**PROVIDED RECORDS**
[START]

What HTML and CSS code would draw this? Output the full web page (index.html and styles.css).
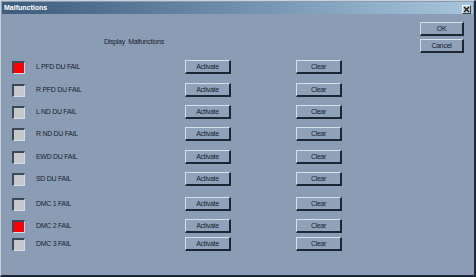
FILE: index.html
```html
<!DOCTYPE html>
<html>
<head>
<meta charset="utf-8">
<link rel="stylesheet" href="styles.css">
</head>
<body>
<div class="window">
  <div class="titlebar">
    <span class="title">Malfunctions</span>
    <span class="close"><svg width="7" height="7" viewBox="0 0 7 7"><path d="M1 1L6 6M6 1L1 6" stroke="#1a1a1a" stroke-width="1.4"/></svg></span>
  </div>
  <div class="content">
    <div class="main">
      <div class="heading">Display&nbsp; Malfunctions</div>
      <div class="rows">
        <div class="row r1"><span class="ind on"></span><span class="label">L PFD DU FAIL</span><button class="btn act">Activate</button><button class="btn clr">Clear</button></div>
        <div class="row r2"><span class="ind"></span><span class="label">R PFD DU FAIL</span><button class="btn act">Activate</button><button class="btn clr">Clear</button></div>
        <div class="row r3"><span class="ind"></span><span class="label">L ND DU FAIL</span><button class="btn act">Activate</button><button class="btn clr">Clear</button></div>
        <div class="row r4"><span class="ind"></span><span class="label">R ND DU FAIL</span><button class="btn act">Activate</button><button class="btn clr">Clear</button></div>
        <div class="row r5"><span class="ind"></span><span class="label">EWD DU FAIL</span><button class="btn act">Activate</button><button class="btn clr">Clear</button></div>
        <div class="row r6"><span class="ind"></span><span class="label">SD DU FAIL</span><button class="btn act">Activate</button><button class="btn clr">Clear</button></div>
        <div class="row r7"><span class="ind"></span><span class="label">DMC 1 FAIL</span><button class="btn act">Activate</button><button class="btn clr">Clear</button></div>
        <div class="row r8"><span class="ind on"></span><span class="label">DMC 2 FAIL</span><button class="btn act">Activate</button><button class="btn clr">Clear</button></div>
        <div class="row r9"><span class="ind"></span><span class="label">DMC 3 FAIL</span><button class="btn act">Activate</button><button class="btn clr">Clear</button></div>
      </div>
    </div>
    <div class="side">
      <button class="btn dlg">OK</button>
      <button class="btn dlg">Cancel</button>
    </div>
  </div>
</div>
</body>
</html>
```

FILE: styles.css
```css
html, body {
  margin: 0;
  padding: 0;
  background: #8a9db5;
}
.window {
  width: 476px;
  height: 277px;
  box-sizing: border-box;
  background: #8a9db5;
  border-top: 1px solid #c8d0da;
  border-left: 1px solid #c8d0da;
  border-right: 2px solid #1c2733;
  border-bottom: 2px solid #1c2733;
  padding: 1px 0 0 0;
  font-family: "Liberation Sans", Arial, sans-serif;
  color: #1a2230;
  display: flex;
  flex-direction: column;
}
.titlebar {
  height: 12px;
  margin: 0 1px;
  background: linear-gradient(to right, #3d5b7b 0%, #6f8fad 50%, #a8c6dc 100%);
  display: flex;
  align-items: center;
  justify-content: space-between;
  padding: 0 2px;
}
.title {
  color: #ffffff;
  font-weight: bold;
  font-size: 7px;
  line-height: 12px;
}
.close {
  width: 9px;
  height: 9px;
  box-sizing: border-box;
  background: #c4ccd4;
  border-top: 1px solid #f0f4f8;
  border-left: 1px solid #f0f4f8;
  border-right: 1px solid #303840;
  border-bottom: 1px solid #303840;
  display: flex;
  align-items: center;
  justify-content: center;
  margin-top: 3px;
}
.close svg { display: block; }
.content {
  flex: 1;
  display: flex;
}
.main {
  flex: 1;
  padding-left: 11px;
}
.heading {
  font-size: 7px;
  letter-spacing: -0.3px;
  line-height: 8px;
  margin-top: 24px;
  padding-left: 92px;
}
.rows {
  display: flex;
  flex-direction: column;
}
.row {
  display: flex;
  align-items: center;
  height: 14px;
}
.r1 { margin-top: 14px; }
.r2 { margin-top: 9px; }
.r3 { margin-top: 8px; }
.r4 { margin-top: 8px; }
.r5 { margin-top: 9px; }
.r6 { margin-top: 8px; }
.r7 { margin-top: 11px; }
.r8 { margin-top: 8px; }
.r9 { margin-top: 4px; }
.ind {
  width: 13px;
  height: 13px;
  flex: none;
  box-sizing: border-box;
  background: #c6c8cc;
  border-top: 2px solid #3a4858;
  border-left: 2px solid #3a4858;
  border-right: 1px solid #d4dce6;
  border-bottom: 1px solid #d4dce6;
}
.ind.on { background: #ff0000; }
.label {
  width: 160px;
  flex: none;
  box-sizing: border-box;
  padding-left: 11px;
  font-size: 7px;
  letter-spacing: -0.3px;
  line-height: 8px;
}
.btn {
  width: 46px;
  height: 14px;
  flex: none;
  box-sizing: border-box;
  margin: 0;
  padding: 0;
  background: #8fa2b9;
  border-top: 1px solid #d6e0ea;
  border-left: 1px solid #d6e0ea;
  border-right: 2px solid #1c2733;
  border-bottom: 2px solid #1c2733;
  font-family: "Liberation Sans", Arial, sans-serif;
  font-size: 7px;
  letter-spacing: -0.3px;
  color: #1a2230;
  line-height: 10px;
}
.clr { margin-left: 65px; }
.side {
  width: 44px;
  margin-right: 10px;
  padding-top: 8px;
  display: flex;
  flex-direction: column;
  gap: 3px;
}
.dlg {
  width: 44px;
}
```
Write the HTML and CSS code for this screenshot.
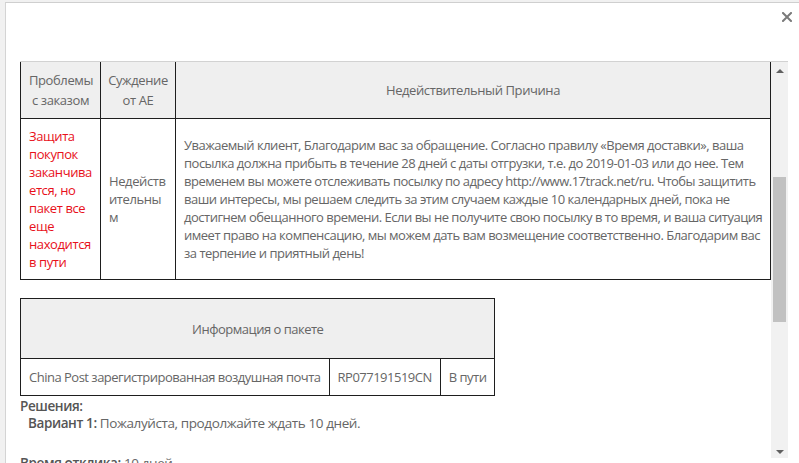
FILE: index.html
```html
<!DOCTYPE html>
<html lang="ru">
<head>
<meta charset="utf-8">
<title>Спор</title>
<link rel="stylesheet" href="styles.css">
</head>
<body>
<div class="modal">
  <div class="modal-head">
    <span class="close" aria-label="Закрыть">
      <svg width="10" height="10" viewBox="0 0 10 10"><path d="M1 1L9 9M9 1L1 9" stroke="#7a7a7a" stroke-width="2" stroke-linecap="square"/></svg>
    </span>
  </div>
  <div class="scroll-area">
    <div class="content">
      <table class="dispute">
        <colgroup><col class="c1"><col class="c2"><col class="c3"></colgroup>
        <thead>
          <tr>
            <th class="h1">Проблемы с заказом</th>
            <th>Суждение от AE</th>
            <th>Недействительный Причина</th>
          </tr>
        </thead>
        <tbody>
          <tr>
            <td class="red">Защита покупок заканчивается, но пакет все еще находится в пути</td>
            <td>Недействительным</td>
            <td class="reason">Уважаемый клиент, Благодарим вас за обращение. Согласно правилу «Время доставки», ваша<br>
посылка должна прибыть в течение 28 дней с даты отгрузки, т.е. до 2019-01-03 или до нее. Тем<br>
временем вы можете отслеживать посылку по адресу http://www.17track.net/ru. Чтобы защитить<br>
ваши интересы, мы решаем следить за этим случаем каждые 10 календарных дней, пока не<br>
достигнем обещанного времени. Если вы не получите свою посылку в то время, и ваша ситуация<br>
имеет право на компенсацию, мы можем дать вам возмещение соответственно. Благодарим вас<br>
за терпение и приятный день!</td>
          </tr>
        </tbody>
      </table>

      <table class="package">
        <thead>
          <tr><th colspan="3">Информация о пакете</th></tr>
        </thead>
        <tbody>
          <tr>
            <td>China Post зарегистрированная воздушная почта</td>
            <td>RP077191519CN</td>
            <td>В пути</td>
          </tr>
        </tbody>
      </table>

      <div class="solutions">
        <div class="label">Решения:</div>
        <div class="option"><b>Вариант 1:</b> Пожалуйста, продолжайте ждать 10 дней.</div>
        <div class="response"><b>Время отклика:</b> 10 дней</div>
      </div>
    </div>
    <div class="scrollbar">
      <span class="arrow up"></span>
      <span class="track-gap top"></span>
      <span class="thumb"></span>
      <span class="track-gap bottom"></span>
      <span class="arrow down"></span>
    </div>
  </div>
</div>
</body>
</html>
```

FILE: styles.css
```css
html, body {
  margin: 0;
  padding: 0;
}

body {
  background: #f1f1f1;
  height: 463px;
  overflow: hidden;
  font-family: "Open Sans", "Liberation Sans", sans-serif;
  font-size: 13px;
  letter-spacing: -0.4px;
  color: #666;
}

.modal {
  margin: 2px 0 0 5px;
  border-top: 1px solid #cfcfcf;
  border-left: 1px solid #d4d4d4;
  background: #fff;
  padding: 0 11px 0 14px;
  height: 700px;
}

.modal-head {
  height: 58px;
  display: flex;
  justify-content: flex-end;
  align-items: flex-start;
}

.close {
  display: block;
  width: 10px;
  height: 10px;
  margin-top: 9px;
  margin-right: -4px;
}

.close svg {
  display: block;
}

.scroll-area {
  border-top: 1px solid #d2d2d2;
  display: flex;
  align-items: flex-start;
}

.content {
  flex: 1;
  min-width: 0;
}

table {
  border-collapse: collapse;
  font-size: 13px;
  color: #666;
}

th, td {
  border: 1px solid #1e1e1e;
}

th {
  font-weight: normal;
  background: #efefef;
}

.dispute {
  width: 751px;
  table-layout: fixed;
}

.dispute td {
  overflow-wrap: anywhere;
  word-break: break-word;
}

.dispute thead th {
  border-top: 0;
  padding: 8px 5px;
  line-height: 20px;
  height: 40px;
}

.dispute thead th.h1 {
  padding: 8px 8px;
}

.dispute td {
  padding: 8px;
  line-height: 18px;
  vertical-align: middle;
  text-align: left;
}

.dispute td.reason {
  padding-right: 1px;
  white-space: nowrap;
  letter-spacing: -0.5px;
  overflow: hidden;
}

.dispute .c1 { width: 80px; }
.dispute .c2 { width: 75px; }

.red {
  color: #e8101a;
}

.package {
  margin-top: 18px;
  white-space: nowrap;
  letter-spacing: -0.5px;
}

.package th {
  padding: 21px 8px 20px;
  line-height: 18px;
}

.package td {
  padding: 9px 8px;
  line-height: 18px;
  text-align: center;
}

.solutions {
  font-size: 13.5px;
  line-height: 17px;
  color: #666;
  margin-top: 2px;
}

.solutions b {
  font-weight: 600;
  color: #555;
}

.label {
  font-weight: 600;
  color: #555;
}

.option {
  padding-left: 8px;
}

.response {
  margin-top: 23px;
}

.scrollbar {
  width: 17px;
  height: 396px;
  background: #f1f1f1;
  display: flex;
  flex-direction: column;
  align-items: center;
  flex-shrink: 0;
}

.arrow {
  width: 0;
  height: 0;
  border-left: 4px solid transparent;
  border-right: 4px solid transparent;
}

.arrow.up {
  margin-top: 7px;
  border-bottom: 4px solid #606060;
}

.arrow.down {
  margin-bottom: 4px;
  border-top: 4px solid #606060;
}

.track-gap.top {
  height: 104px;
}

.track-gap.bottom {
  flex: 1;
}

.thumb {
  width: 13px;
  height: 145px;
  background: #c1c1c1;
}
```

[END]
[START]

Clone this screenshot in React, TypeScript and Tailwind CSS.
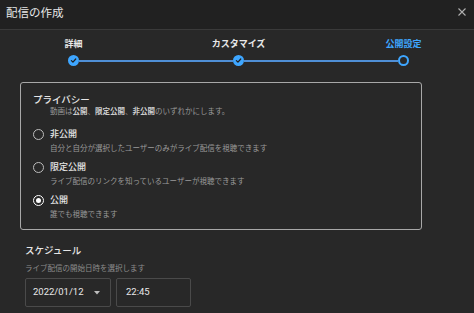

[END]
[START]

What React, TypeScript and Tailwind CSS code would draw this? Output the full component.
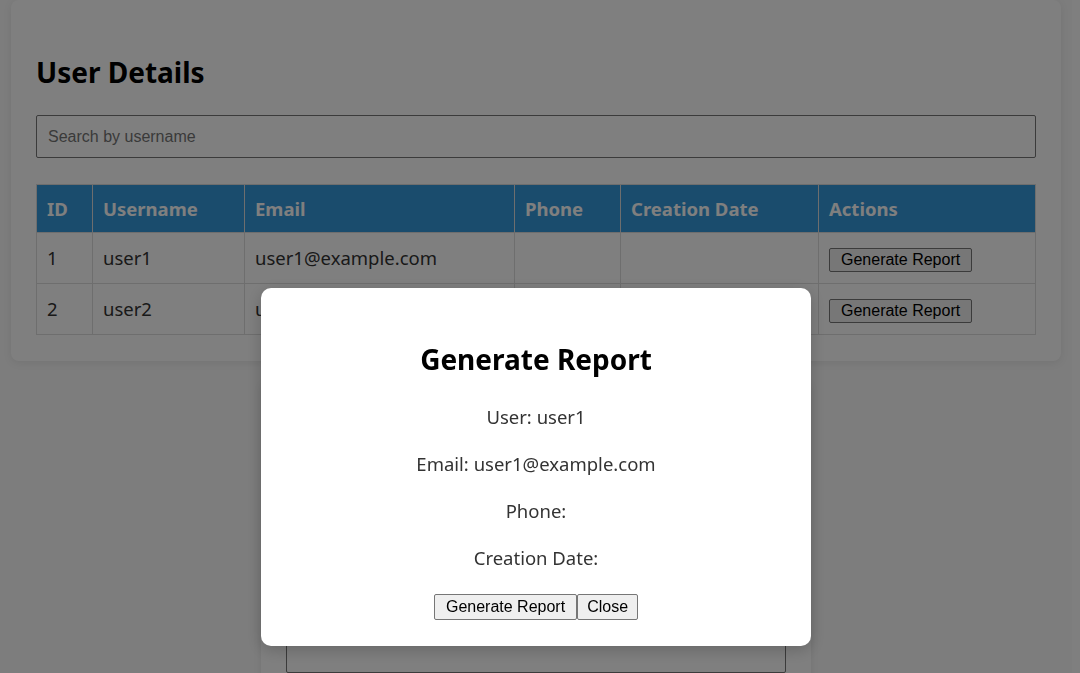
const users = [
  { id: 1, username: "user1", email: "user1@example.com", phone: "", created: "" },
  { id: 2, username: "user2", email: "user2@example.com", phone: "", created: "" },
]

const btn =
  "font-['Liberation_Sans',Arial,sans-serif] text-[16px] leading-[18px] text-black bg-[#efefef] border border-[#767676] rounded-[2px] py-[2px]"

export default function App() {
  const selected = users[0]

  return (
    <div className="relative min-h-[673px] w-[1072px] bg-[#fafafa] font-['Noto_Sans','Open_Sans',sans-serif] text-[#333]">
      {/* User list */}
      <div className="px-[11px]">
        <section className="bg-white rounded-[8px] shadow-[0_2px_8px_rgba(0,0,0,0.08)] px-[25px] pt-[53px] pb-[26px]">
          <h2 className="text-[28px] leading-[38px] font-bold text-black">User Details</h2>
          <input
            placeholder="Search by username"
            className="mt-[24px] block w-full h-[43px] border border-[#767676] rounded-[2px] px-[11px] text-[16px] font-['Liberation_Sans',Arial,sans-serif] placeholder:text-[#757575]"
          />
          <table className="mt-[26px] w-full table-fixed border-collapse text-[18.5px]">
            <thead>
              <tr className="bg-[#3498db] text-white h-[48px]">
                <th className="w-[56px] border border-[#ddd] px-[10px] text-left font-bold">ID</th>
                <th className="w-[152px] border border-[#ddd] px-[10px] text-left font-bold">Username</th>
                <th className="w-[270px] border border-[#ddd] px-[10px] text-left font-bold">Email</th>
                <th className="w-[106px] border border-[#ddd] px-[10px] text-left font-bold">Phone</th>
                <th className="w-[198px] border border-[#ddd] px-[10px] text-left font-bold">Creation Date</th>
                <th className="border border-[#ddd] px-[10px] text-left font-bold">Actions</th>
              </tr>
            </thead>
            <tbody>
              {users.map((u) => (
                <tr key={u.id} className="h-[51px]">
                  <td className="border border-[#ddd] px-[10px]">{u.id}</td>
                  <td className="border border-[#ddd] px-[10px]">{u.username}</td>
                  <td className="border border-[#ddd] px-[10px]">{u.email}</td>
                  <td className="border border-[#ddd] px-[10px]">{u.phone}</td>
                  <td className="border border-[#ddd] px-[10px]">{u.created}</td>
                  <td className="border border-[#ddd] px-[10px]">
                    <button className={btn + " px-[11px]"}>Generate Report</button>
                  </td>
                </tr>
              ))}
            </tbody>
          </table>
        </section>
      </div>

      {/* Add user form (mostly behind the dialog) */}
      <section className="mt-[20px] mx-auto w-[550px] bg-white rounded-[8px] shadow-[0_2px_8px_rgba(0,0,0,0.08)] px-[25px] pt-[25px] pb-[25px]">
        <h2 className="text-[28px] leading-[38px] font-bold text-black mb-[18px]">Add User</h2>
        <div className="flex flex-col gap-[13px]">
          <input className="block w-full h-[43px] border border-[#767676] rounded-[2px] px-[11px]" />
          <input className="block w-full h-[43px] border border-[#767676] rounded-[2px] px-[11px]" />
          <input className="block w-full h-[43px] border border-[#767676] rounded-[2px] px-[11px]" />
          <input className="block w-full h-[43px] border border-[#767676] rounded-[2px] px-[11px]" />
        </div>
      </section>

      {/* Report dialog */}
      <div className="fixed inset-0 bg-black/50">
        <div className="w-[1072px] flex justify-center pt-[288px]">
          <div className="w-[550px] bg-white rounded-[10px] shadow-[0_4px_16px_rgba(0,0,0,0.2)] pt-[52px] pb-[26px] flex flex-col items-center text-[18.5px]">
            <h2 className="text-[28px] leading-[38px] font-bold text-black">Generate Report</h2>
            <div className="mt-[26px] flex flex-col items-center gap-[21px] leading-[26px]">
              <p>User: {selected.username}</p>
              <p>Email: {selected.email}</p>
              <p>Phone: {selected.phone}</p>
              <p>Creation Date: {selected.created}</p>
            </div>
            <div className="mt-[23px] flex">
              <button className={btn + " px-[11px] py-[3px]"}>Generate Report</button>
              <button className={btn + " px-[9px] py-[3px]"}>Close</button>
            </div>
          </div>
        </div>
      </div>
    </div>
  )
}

[END]

**YOUR TASK**
List all lines holding the string "code".

**ANSWER TO THE TASK**
What HTML and CSS code would draw this? Output the full web page (index.html and styles.css).
Write the HTML and CSS code for this screenshot.
What React, TypeScript and Tailwind CSS code would draw this? Output the full component.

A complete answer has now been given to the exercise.